Recipe courtesy of Tony Smith, Executive Chef at Canterbury Tales, Crowne Plaza Hotel, Christchurch. Serves 4.

Goose
Two goose breasts.

The easiest way to serve wild goose is to cook the breast whole and carve into thin slices. One breast serves two generous portions and this can be stretched to four if other accompanying vegetables are served. Keep your goose breasts in the refrigerator, seasoned with a little black pepper, a drizzle of olive oil and a few chopped garden herbs.
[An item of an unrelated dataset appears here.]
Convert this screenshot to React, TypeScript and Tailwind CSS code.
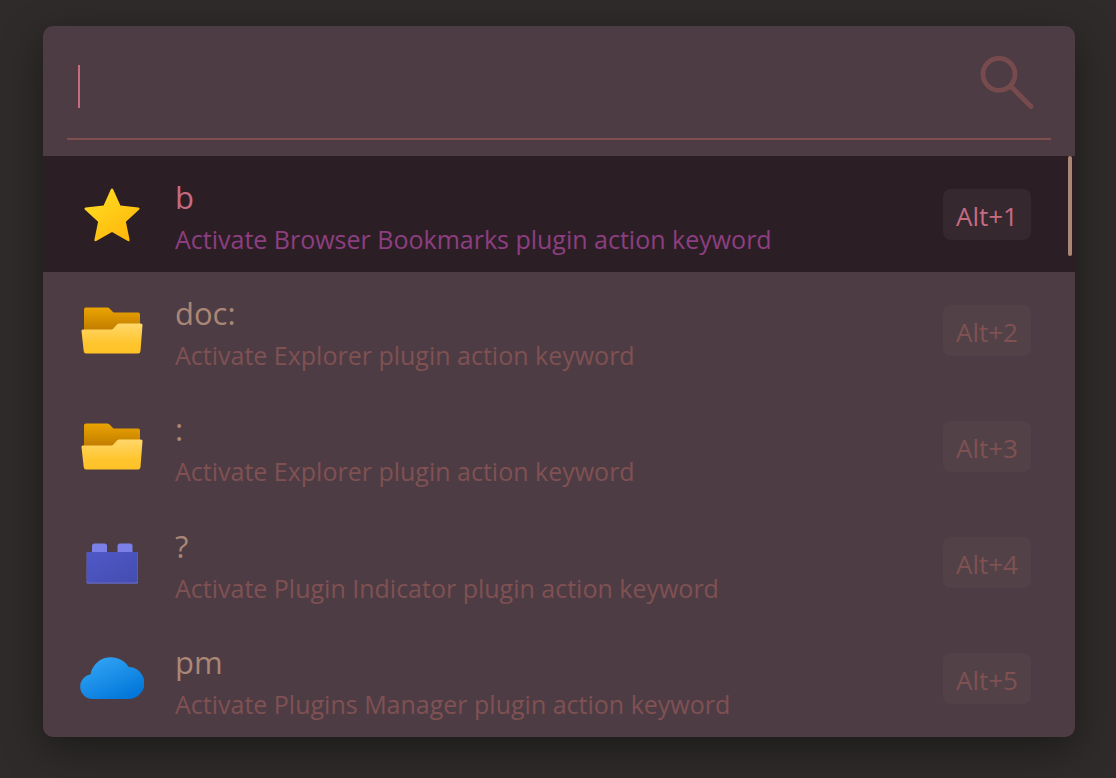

In the meantime prepare the celeriac purée and roasted pears, both of which are at their very best in quality during the game bird season. Both the celeriac and pears can be prepared ahead of time and the dish put together as required.

Celeriac Purée

1 large firm celeriac (900g to 1 kg)
1 medium sized potato (200g)
1 litre milk
1 garlic clove
1 bay leaf
1 teaspoon salt
20g butter and white pepper

Peel the celeriac and potato and cut them into 2 cm pieces. Place in a saucepan, add the milk, bay leaf, garlic and salt, cover and bring to the boil, simmer gently for around 25 minutes or until the vegetables are soft. Puree, either by passing through a mouli, or because celeriac does not have the same starch content as potatoes it can be blended in a food processor or hand held stick blender. When ready to serve adjust seasoning with a knob of butter and a pinch of white ground pepper.

The Pears

2 pears
a little olive oil

Pre-heat your oven to 200ºc. Cut each pear into half and remove the cores, do not peel. Cut each half into four pieces, place in a roasting dish, rub over a little oil and place in oven for 10 minutes, check and turn them, they will have taken on a little colour. If they are tender remove and cool, place them in a small container until required.

The Fennel

It is possible to find wild fennel seeds in autumn and winter, try collecting a little on a walk up a river bed. In this dish we use the fennel as a spice like freshly ground black pepper; place the seeds in a pan and a heat until fragrant, crush with a mortar and pestle.

To Cook and Serve
Preheat your oven to 180º, place a frying pan on a high heat and place the goose breasts in, sear on both sides and place in the oven, cook for five to six minutes, take out and rest for 10 minutes. While resting the meat, heat the celeriac and warm the pears.
Remove the goose breasts from the pan, to make a little pan gravy, add a little water (or wine) to deglaze and mix in just a teaspoon of good quality gravy stock powder.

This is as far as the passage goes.